“A Nation of Counterfeiters”
In the July 4, 1818, edition of the Niles Weekly Register, editor Hezekiah Niles railed against the proliferation of counterfeit notes in the United States, warning that “we seem about to become liable to be called a nation of counterfeiters!” Niles went on to note that “counterfeiters and false bank notes are so common, that forgery seems to have lost its criminality in the minds of many.” Indeed the problem of counterfeit notes stemmed in large part from the sheer number of banks, public works companies, and railroads all printing their own notes, which made it difficult for a merchant in New Orleans, for example, to know that the 100-dollar Bank of Memphis note he received as payment for goods was in fact a forgery.

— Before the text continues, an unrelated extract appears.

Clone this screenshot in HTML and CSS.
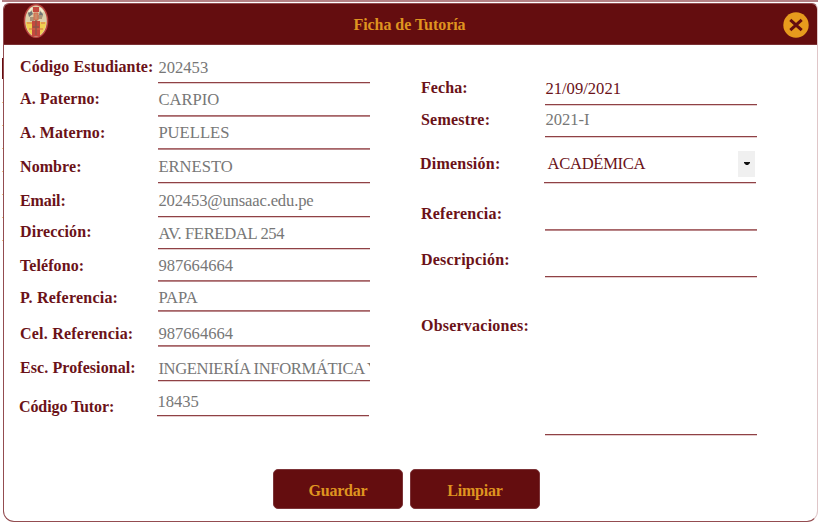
FILE: index.html
```html
<!DOCTYPE html>
<html lang="es">
<head>
<meta charset="utf-8">
<title>Ficha de Tutoría</title>
<link rel="stylesheet" href="styles.css">
</head>
<body>
<div class="backdrop"></div>
<main class="dialog">
  <header class="titlebar">
    <svg class="crest" viewBox="0 0 26 36">
      <ellipse cx="13" cy="18" rx="12.3" ry="17" fill="#b94440"/>
      <ellipse cx="13" cy="18" rx="10.8" ry="15.4" fill="#ddd0aa"/>
      <path d="M3 19h20c0 6-3 11-6 13H9c-3-2-6-7-6-13z" fill="#f0cf50"/>
      <path d="M10 4h6v5h-6zM9 18h8v15H9z" fill="#c4483e"/>
      <path d="M5 10l3-3 2 4-4 3zM17 8l3 3-1 4-3-3z" fill="#727777"/>
      <path d="M7 14h4v4H7zM14 12h5v4h-5z" fill="#a99378"/>
      <path d="M11 10h4v7h-4zM4 20h5M18 20h4M6 26h14" fill="#c98b68" stroke="#d76b4b"/>
      <path d="M13 17v15M10 24h6" stroke="#8b5548" stroke-width="1.3"/>
      <path d="M9 5l-3 4M17 5l3 4" stroke="#f4edcf" stroke-width="2"/>
    </svg>
    <h1>Ficha de Tutoría</h1>
    <svg class="close" viewBox="0 0 26 26">
      <circle cx="13" cy="13" r="12.7" fill="#e79b1d"/>
      <path d="M7.3 7.8l11.4 10.4M18.7 7.8L7.3 18.2" stroke="#640d0f" stroke-width="3"/>
    </svg>
  </header>
  <div class="form">
    <section class="student">
      <div class="row"><label>Código Estudiante:</label><span class="value">202453</span></div>
      <div class="row soft"><label>A. Paterno:</label><span class="value">CARPIO</span></div>
      <div class="row soft"><label>A. Materno:</label><span class="value">PUELLES</span></div>
      <div class="row"><label>Nombre:</label><span class="value">ERNESTO</span></div>
      <div class="row"><label class="tight">Email:</label><span class="value email">202453@unsaac.edu.pe</span></div>
      <div class="row"><label>Dirección:</label><span class="value address">AV. FEREDAL 254</span></div>
      <div class="row soft"><label>Teléfono:</label><span class="value">987664664</span></div>
      <div class="row soft"><label class="loose">P. Referencia:</label><span class="value">PAPA</span></div>
      <div class="row soft"><label class="loose">Cel. Referencia:</label><span class="value">987664664</span></div>
      <div class="row"><label>Esc. Profesional:</label><span class="value school">INGENIERÍA INFORMÁTICA Y</span></div>
      <div class="row tutor"><label class="tight">Código Tutor:</label><span class="value">18435</span></div>
    </section>
    <section class="session">
      <div class="row"><label>Fecha:</label><span class="value active">21/09/2021</span></div>
      <div class="row"><label class="loose">Semestre:</label><span class="value">2021-I</span></div>
      <div class="row dimension"><label class="loose">Dimensión:</label><span class="value active select"><span>ACADÉMICA</span><span class="arrow"><svg viewBox="0 0 6 4"><path d="M0 0h6v1L4 3H2L0 1z"/></svg></span></span></div>
      <div class="row soft"><label class="loose">Referencia:</label><span class="value"></span></div>
      <div class="row"><label class="loose">Descripción:</label><span class="value"></span></div>
      <div class="row"><label class="loose">Observaciones:</label><span class="value"></span></div>
    </section>
  </div>
  <footer class="actions">
    <button>Guardar</button>
    <button>Limpiar</button>
  </footer>
</main>
</body>
</html>
```
FILE: styles.css
```css
* { box-sizing: border-box; }
body {
  margin: 0;
  width: 821px;
  height: 526px;
  overflow: hidden;
  padding: 3px;
  background: #fff;
  font-family: "Liberation Serif", serif;
}
/* Slivers of the table behind the dialog */
.backdrop {
  position: absolute;
  z-index: -1;
  left: 2px;
  top: 0;
  width: 816px;
  height: 242px;
  background:
    linear-gradient(#b38084, #b38084) 0 0 / 100% 2px no-repeat,
    linear-gradient(#640d0f, #640d0f) 0 58px / 100% 21px no-repeat,
    repeating-linear-gradient(transparent 0 22px, #edc284 22px 23px) 0 80px / 100% 161px no-repeat;
}
.dialog {
  width: 815px;
  height: 519px;
  display: flex;
  flex-direction: column;
  overflow: hidden;
  background: #fff;
  border: 1px solid #934c50;
  border-right-color: #dfc6c8;
  border-radius: 6px 6px 11px 11px;
}
.titlebar {
  flex: none;
  height: 42px;
  margin: -1px -1px 0;
  padding: 0 9px 0 20px;
  display: flex;
  align-items: center;
  justify-content: space-between;
  background: #640d0f;
  border-bottom: 1px solid #7b3033;
}
.crest { width: 26px; height: 36px; margin-bottom: 5px; }
.close { width: 26px; height: 26px; margin-top: 2px; }
h1 {
  margin: 2px 13px 0 0;
  font-size: 16px;
  line-height: 20px;
  letter-spacing: -.05px;
  color: #df9420;
}
.form { display: flex; height: 390px; padding-left: 16px; }
.student { width: 401px; }
.row { display: flex; align-items: flex-end; }
label {
  width: 138px;
  padding-bottom: var(--lp);
  font-size: 16px;
  font-weight: bold;
  line-height: 20px;
  letter-spacing: .08px;
  color: #6b1218;
  white-space: nowrap;
}
.loose { letter-spacing: .22px; }
.tight { letter-spacing: -.1px; }
.value {
  width: 212px;
  min-height: 20px;
  padding: 0 0 var(--vp) .4px;
  overflow: hidden;
  border-bottom: 1px solid #8f4145;
  box-shadow: 0 1px #e3cccd;
  color: #777;
  font-size: 16.6px;
  line-height: 20px;
  white-space: nowrap;
}
.soft .value { border-color: #a76568; box-shadow: 0 1px #b98689; }
.value.active { color: #6b1218; }
.session label { width: 124px; }
.email { letter-spacing: -.15px; }
.address { letter-spacing: -.35px; }
.school { letter-spacing: -.36px; }
.tutor { margin-left: -1px; }

.student .row:nth-child(1) { height: 38px; --lp: 6px; --vp: 4px; }
.student .row:nth-child(2) { height: 33px; --lp: 7px; --vp: 5px; }
.student .row:nth-child(3) { height: 33px; --lp: 6px; --vp: 5px; }
.student .row:nth-child(4) { height: 34px; --lp: 6px; --vp: 5px; }
.student .row:nth-child(5) { height: 34px; --lp: 6px; --vp: 5px; }
.student .row:nth-child(6) { height: 32px; --lp: 7px; --vp: 4px; }
.student .row:nth-child(7) { height: 32px; --lp: 5px; --vp: 4px; }
.student .row:nth-child(8) { height: 30px; --lp: 3px; --vp: 2px; }
.student .row:nth-child(9) { height: 35px; --lp: 2px; --vp: 1px; }
.student .row:nth-child(10) { height: 35px; --lp: 3px; --vp: 1px; }
.student .row:nth-child(11) { height: 35px; --vp: 3px; }
.tutor label { --lp: 0px; margin-bottom: -1px; }

.session .row:nth-child(1) { height: 60px; --lp: 7px; --vp: 5px; }
.session .row:nth-child(2) { height: 32px; --lp: 7px; --vp: 6px; }
.session .row:nth-child(3) { height: 46px; --lp: 9px; }
.session .row:nth-child(4) { height: 47px; --lp: 6px; --vp: 2px; }
.session .row:nth-child(5) { height: 47px; --lp: 7px; --vp: 2px; }
.session .row:nth-child(6) { height: 158px; --lp: 99px; --vp: 2px; }

.dimension { margin-left: -1px; }
.select {
  display: flex;
  align-items: center;
  justify-content: space-between;
  padding: 0 1px 5px 3.5px;
  letter-spacing: -.3px;
}
.arrow {
  width: 17px;
  height: 26px;
  display: grid;
  place-items: center;
  background: #f0f0f0;
}
.arrow svg { width: 6px; height: 4px; fill: #111; }
.actions { display: flex; gap: 7px; margin: 34px 0 0 269px; }
button {
  width: 130px;
  height: 40px;
  padding: 4px 0 0;
  border: 1px solid #7c3438;
  border-radius: 5px;
  background: #640d0f;
  color: #df9420;
  font: bold 16px/20px "Liberation Serif", serif;
  letter-spacing: -.2px;
}
```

By the 1830s the problem had become so severe that some enterprising publishers began producing counterfeit detectors, pamphlets intended to help shopkeepers and bankers identify phony notes. More than eighty such detectors were published prior to 1870, but their use produced mixed results. Some merchants successfully prevented the passing of forged notes, but more often counterfeiters themselves benefited by using the guides’ illustrations—and examples of real bank treasurers’ signatures—to refine their bogus creations.
Counterfeit Bank of the United States fifty-dollar note
between 1805 and 1811; engraving
The Historic New Orleans Collection, MSS 458, folder 3, 81-71-L.16.1This counterfeit fifty-dollar note from the first Bank of the United States was cancelled when presented at the bank’s New Orleans branch.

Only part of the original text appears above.